Topline
Stocks and bonds flailed Tuesday, as a worse-than-expected inflation reading doused market expectations of a dramatic shift in monetary policy coming any time soon.
Key Facts
Both headline and core inflation were more severe than economists predicted in January, according to the leading indicator of the consumer price index, causing the broad equity selloff with the deteriorating backdrop of equities’ previous rally in the face of easing inflation and potential interest rate cuts which would bolster the value of both stocks and bonds.
The Dow Jones Industrial Average fell 540 points, or 1.4%, shortly after market open, pacing toward its steepest percentage loss of the year.
The S&P 500 and tech-heavy Nasdaq’s 1.4% and 1.8% respective drops are each index’s second-worst days of 2024.
Bonds similarly tanked, as yields for 2-year and 10-year U.S. Treasury notes spiked more than 10 basis apiece to their highest respective levels since early December (higher bond yields signify a loss of value for the asset class).

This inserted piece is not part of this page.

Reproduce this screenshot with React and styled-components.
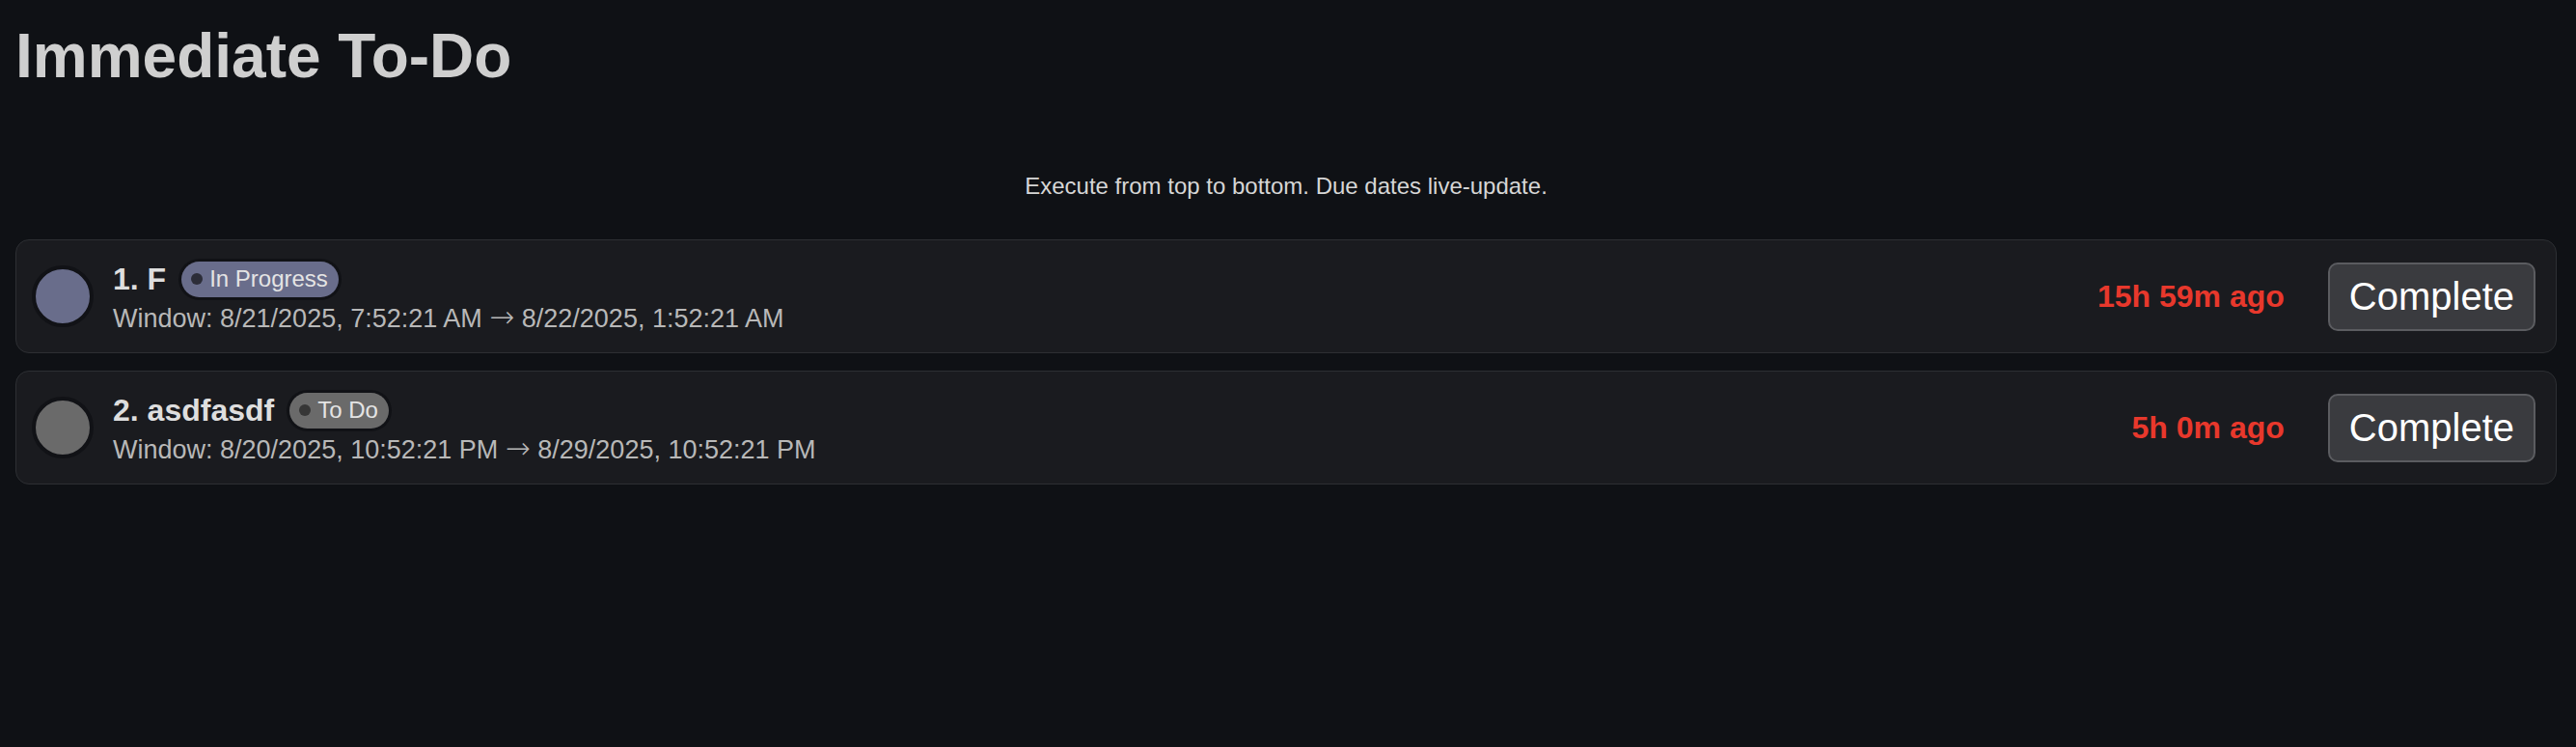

“Bonds are too expensive if inflation is still a problem and the stock market can’t keep rallying if rates are going to be higher for longer,” explained Chris Zaccarelli, Independent Advisor Alliance’s chief investment officer, in emailed comments.
Big Number
4.25% to 4.5%. That’s the most likely market-implied year-end target federal funds rate, according to CME Group data, implying 100 basis points of rate cuts. That’s significantly lower than the 175 basis points of cuts priced in just a month ago, reflecting investors’ rapidly declining confidence in a dramatic change to the Fed’s monetary policy. The timing of the first lowering of interest rates also grew less optimistic, as June is now the most likely date of the first cut, a dramatic shift from a month ago when March was the most likely scenario.
Key Background
Market expectations for monetary policy more closely align with the prior musings of the Fed, which forecast 75 basis points of cuts in 2024 late last year and maintained inflation remains far too high for a full policy pivot. The Dow, S&P and Nasdaq each remain up big year-to-date and are all up significantly from their 2022 lows shortly after the Fed began hiking rates.
Chief Critic
“Today’s print is just one data point and it’s important to take the improvement in the last 6 months into consideration,” noted Gargi Chaudhuri, head of American investment strategy at BlackRock’s iShares ETFs division, pointing out the Fed uses the personal consumption expenditures index, not the consumer price index released Tuesday, as its primary inflation barometer.